Une enquête menée par l’AP-HP auprès de 600 patients, détaille que ces malades de la Covid peuvent présenter des troubles neurologiques, mais aussi digestifs, ORL ou gynécologiques, qui les handicapent toujours plus ou moins lourdement, au moins trois semaines après leur contamination. Une enquête des CDC d’Atlanta sur des patients symptomatiques mais non hospitalisés, conclut que des symptômes persistent chez au moins un tiers des malades deux à trois semaines après leur primo-infection. L’AP-HP, elle, retient un taux compris entre 10 et 15%.

Une étude danoise conduite aux Îles Féroé parue dans Clinical Infectious Disease conclut que, chez une partie non négligeable des patients, les symptômes peuvent mettre des mois à se résorber, même chez les personnes n'ayant eu que des symptômes modérés de Covid-19. Le nombre de malades reste donc encore difficile à chiffrer, tout comme la durée des symptômes à partir de laquelle la Covid-19 peut être qualifiée de « long ».

Pour tous ces patients, il est toutefois nécessaire de poursuivre les investigations pour mieux cerner la prévalence, établir des critères diagnostics et déterminer l'étiologie de la maladie. Tout cela, dans le but de proposer aux patients des traitements médicaux adaptés. Certains hôpitaux ont créé des consultations spécialement dédiées à cette nouvelle maladie de longue durée, quand sa reconnaissance et détection restent difficile. Une étude appelée « Colocate » a également été lancée par le centre hospitalier de Tourcoing (Nord). Elle a pour vocation de tenter de faire la lumière sur ce Covid-long. Force est toutefois de constater la marginalité de ces initiatives qui en sont à leurs balbutiements. Le syndrome a pourtant été reconnu en août par l’Organisation mondiale de la santé (OMS). Il est pris très au sérieux au Royaume-Uni, où une quarantaine de consultations dédiées ont été créées.

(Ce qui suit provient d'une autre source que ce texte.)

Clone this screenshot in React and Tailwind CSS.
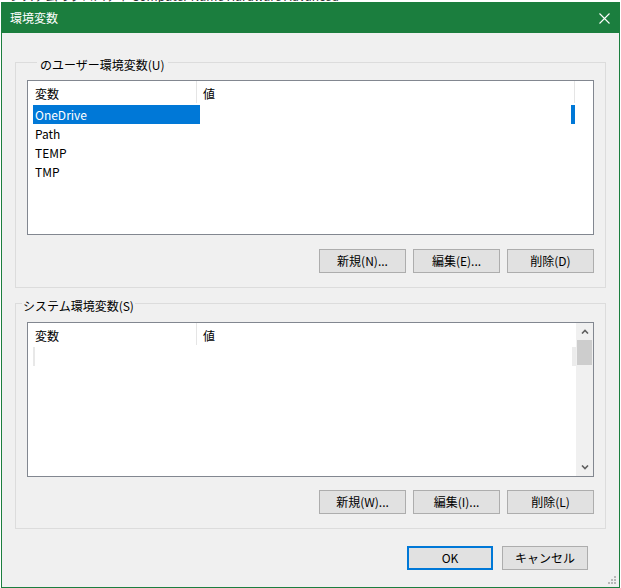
import React from 'react'

const font = "font-['Noto_Sans_CJK_JP','Noto_Sans',sans-serif]"

function Btn({ children, primary }) {
  return (
    <button
      className={`w-[86px] h-[24px] flex items-center justify-center text-[12px] text-black bg-[#e1e1e1] ${
        primary ? 'border-2 border-[#0078d7]' : 'border border-[#adadad]'
      }`}
    >
      {children}
    </button>
  )
}

function ListHeader({ endLine }) {
  return (
    <div className="flex h-[22px] text-[12px] text-black">
      <div className="w-[169px] pl-[7px] pt-[3px] flex items-center border-r border-[#e5e5e5]">変数</div>
      <div className={`flex-1 pl-[6px] pt-[3px] flex items-center ${endLine ? 'border-r border-[#e5e5e5] mr-[18px]' : ''}`}>値</div>
    </div>
  )
}

function Chevron({ up }) {
  return (
    <svg width="8" height="5" viewBox="0 0 8 5">
      <polyline
        points={up ? '1,4.5 4,1.5 7,4.5' : '1,0.5 4,3.5 7,0.5'}
        fill="none"
        stroke="#606060"
        strokeWidth="1.6"
      />
    </svg>
  )
}

function Group({ legend, legendClass, children, buttons, listTop, btnTop }) {
  return (
    <div className="border border-[#dcdcdc] px-[11px] pb-[14px]">
      <div className={`-mt-[8px] h-4 w-fit bg-[#f0f0f0] leading-[20px] text-[12px] text-black ${legendClass}`}>{legend}</div>
      <div className={`${listTop} h-[155px] border border-[#828790] bg-white`}>{children}</div>
      <div className={`${btnTop} flex justify-end gap-[7px]`}>
        {buttons.map(b => (
          <button key={b} className="w-[87px] h-[24px] flex items-center justify-center text-[12px] text-black bg-[#e1e1e1] border border-[#adadad]">
            {b}
          </button>
        ))}
      </div>
    </div>
  )
}

export default function App() {
  const rows = ['OneDrive', 'Path', 'TEMP', 'TMP']

  return (
    <div className={`w-[621px] h-[588px] bg-white overflow-hidden ${font}`}>
      {/* window behind, only a sliver shows */}
      <div className="h-[2px] overflow-hidden pl-[10px]">
        <div className="-mt-[12px] text-[12px] leading-4 text-[#333]">システムのプロパティ Computer Name Hardware Advanced</div>
      </div>

      <div className="relative ml-px w-[619px] h-[586px] border border-[#1b7e3e] bg-[#f0f0f0] flex flex-col">
        {/* title bar */}
        <div className="h-[30px] bg-[#1b7e3e] flex items-center justify-between pl-2 pr-[9px] shrink-0">
          <span className="text-[12px] text-white">環境変数</span>
          <svg width="11" height="11" viewBox="0 0 11 11">
            <path d="M0.5 0.5 L10.5 10.5 M10.5 0.5 L0.5 10.5" stroke="#fff" strokeWidth="1.1" />
          </svg>
        </div>

        <div className="px-[13px] pt-[29px] flex flex-col">
          <Group
            legend="のユーザー環境変数(U)"
            legendClass="ml-[10px] px-[3px]"
            listTop="mt-[9px]"
            btnTop="mt-[14px]"
            buttons={['新規(N)...', '編集(E)...', '削除(D)']}
          >
            <ListHeader endLine />
            <div className="mt-[2px] pl-[5px] text-[12px]">
              {rows.map((r, i) => (
                <div key={r} className="flex h-[19px]">
                  <div className={`w-[167px] pl-[2px] pt-px flex items-center ${i === 0 ? 'bg-[#0078d7] text-white' : 'text-black'}`}>{r}</div>
                  <div className="flex-1" />
                  {i === 0 && <div className="w-[4px] bg-[#0078d7] mr-[18px]" />}
                </div>
              ))}
            </div>
          </Group>

          <div className="mt-[15px]">
            <Group
              legend="システム環境変数(S)"
              legendClass="-ml-[5px] px-[1px]"
              listTop="mt-[10px]"
              btnTop="mt-[13px]"
              buttons={['新規(W)...', '編集(I)...', '削除(L)']}
            >
              <div className="flex h-full">
                <div className="flex-1 flex flex-col">
                  <ListHeader />
                  <div className="mt-[2px] flex h-[19px]">
                    <div className="ml-[5px] w-[2px] bg-[#e8e8e8]" />
                    <div className="flex-1" />
                    <div className="w-[4px] bg-[#ececec]" />
                  </div>
                </div>
                <div className="w-[17px] bg-[#f0f0f0] flex flex-col">
                  <div className="h-[17px] flex items-center justify-center">
                    <Chevron up />
                  </div>
                  <div className="mx-px h-[25px] bg-[#cdcdcd]" />
                  <div className="flex-1" />
                  <div className="h-[17px] flex items-center justify-center">
                    <Chevron />
                  </div>
                </div>
              </div>
            </Group>
          </div>

          <div className="mt-[17px] mr-[18px] flex justify-end gap-[9px]">
            <Btn primary>OK</Btn>
            <Btn>キャンセル</Btn>
          </div>
        </div>

        {/* size grip */}
        <svg className="absolute right-[2px] bottom-[2px]" width="10" height="10" viewBox="0 0 10 10">
          {[[8, 2], [8, 5], [5, 5], [8, 8], [5, 8], [2, 8]].map(([x, y]) => (
            <rect key={`${x}-${y}`} x={x - 1} y={y - 1} width="2" height="2" fill="#b8b8b8" />
          ))}
        </svg>
      </div>
    </div>
  )
}
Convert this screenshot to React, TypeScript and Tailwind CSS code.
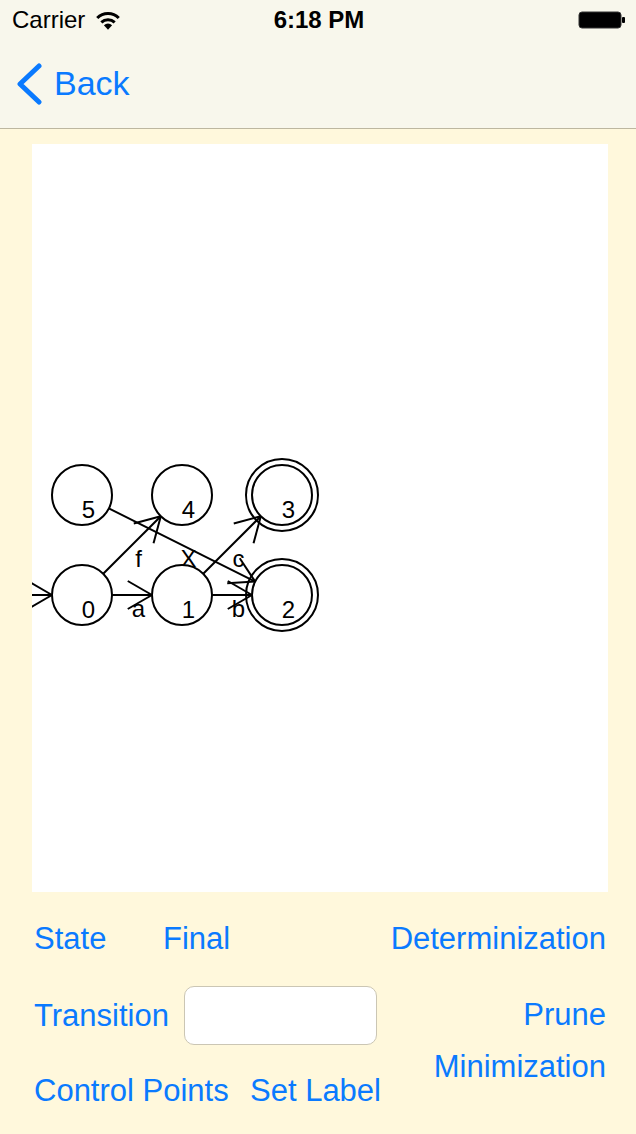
import React from 'react';

type Node = { id: string; x: number; y: number; final?: boolean };

const nodes: Node[] = [
  { id: '5', x: 82, y: 495 },
  { id: '4', x: 182, y: 495 },
  { id: '3', x: 282, y: 495, final: true },
  { id: '0', x: 82, y: 595 },
  { id: '1', x: 182, y: 595 },
  { id: '2', x: 282, y: 595, final: true },
];

const edges: [string, string, string][] = [
  ['0', '1', 'a'],
  ['1', '2', 'b'],
  ['0', '4', 'f'],
  ['1', '3', 'c'],
  ['5', '2', 'X'],
];

const R = 30;
const HEAD = 28;

// arrow head lines at the tip, 30deg each side
function arrowHead(tx: number, ty: number, ux: number, uy: number) {
  const back = Math.atan2(-uy, -ux);
  const a1 = back + Math.PI / 6;
  const a2 = back - Math.PI / 6;
  return [
    [tx + HEAD * Math.cos(a1), ty + HEAD * Math.sin(a1)],
    [tx + HEAD * Math.cos(a2), ty + HEAD * Math.sin(a2)],
  ];
}

function Graph() {
  const byId = (id: string) => nodes.find(n => n.id === id)!;
  return (
    <svg viewBox="32 144 576 748" className="w-full h-full" style={{ fontFamily: '"Liberation Sans", Arial, sans-serif' }}>
      {/* initial arrow into 0 */}
      <g stroke="#000" strokeWidth={2} fill="none">
        <line x1={10} y1={595} x2={52} y2={595} />
        {arrowHead(52, 595, 1, 0).map(([x, y], i) => (
          <line key={i} x1={x} y1={y} x2={52} y2={595} />
        ))}
      </g>

      {edges.map(([from, to, label]) => {
        const a = byId(from);
        const b = byId(to);
        const dx = b.x - a.x;
        const dy = b.y - a.y;
        const len = Math.hypot(dx, dy);
        const ux = dx / len;
        const uy = dy / len;
        const sx = a.x + ux * R;
        const sy = a.y + uy * R;
        const ex = b.x - ux * R;
        const ey = b.y - uy * R;
        const mx = (a.x + b.x) / 2;
        const my = (a.y + b.y) / 2;
        return (
          <g key={from + to}>
            <g stroke="#000" strokeWidth={2} fill="none">
              <line x1={sx} y1={sy} x2={ex} y2={ey} />
              {arrowHead(ex, ey, ux, uy).map(([x, y], i) => (
                <line key={i} x1={x} y1={y} x2={ex} y2={ey} />
              ))}
            </g>
            <text x={mx + 6.5} y={my + 22} textAnchor="middle" fontSize={24} fill="#000">
              {label}
            </text>
          </g>
        );
      })}

      {nodes.map(n => (
        <g key={n.id}>
          <circle cx={n.x} cy={n.y} r={R} fill="#fff" stroke="#000" strokeWidth={2} />
          {n.final && <circle cx={n.x} cy={n.y} r={36} fill="none" stroke="#000" strokeWidth={2} />}
          <text x={n.x + 6.5} y={n.y + 23} textAnchor="middle" fontSize={24} fill="#000">
            {n.id}
          </text>
        </g>
      ))}
    </svg>
  );
}

function Wifi() {
  return (
    <svg width="28" height="22" viewBox="0 0 26 20">
      <path d="M13 19 L9.2 14.8 A5.6 5.6 0 0 1 16.8 14.8 Z" fill="#000" />
      <path d="M6.8 12.2 A9 9 0 0 1 19.2 12.2" stroke="#000" strokeWidth="2.8" fill="none" />
      <path d="M3 8.2 A14 14 0 0 1 23 8.2" stroke="#000" strokeWidth="2.8" fill="none" />
    </svg>
  );
}

function Battery() {
  return (
    <svg width="48" height="18" viewBox="0 0 48 18">
      <rect x="1" y="1" width="42" height="16" rx="3" fill="#000" stroke="#333" strokeWidth="1" />
      <rect x="44" y="6" width="3" height="6" rx="1" fill="#000" />
    </svg>
  );
}

export default function App() {
  const blue = 'text-[#0a7aff]';
  return (
    <div className="w-[636px] h-[1134px] bg-[#fff8dc] flex flex-col overflow-hidden" style={{ fontFamily: '"Liberation Sans", Arial, sans-serif' }}>
      {/* status + nav */}
      <div className="bg-[#f8f7ec] border-b border-[#bdb7a0]">
        <div className="h-[40px] flex items-center pl-[12px] pr-[10px] text-[24px] text-black">
          <div className="flex-1 flex items-center gap-[9px]">
            <span>Carrier</span>
            <Wifi />
          </div>
          <span className="font-bold">6:18 PM</span>
          <div className="flex-1 flex justify-end">
            <Battery />
          </div>
        </div>
        <div className="h-[88px] flex items-center pl-[14px]">
          <svg width="30" height="42" viewBox="0 0 30 42">
            <polyline points="25,3 6,21 25,39" fill="none" stroke="#0a7aff" strokeWidth="5" strokeLinecap="round" strokeLinejoin="round" />
          </svg>
          <span className={`${blue} text-[34px] ml-[10px] pb-[2px]`}>Back</span>
        </div>
      </div>

      {/* canvas */}
      <div className="ml-[32px] mr-[28px] mt-[15px] h-[748px] bg-white overflow-hidden">
        <Graph />
      </div>

      {/* controls */}
      <div className={`flex justify-between pl-[34px] pr-[30px] text-[31px] leading-[36px] ${blue}`}>
        <div className="flex flex-col pt-[29px]">
          <div className="flex">
            <span className="w-[129px]">State</span>
            <span>Final</span>
          </div>
          <div className="flex items-center mt-[29px]">
            <span className="w-[150px]">Transition</span>
            <div className="w-[193px] h-[59px] bg-white border border-[#cbc6b4] rounded-[10px]" />
          </div>
          <div className="flex mt-[28px]">
            <span className="w-[216px]">Control Points</span>
            <span>Set Label</span>
          </div>
        </div>
        <div className="flex flex-col items-end pt-[29px]">
          <span>Determinization</span>
          <span className="mt-[40px]">Prune</span>
          <span className="mt-[16px]">Minimization</span>
        </div>
      </div>
    </div>
  );
}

En France, la Haute Autorité de santé commence tout juste à réfléchir à la façon d’aider ces patients complexes. Ce silence, notamment de la part de nos pouvoirs publics, est inexplicable tant les malades sont en souffrance, le diagnostic n’étant pas posé, et les médecins mal informés. Cette maladie reste mal comprise et son absence de prise en compte dans nos politiques publiques sanitaires est inacceptable. L’OMS a d’ailleurs appelé à deux reprises les gouvernements à s’engager sur le sujet. Pour l’ensemble de ces motifs, il est urgent qu’un véritable programme sanitaire à la hauteur des conséquences de l’épidémie de la Covid‑19, soit mis en œuvre, pour que les médecins et les scientifiques mènent une recherche sur les conséquences de cette dernière, sur la santé physique et mentale des patients, afin d’établir une liste complète des symptômes, de leurs expressions, de les documenter et de les rendre publics auprès des patients et des médecins. Sans ce travail, il sera impossible d’identifier et de faire reconnaitre l’ensemble des pathologies comme il se doit, et d’assurer l’accompagnement des patients.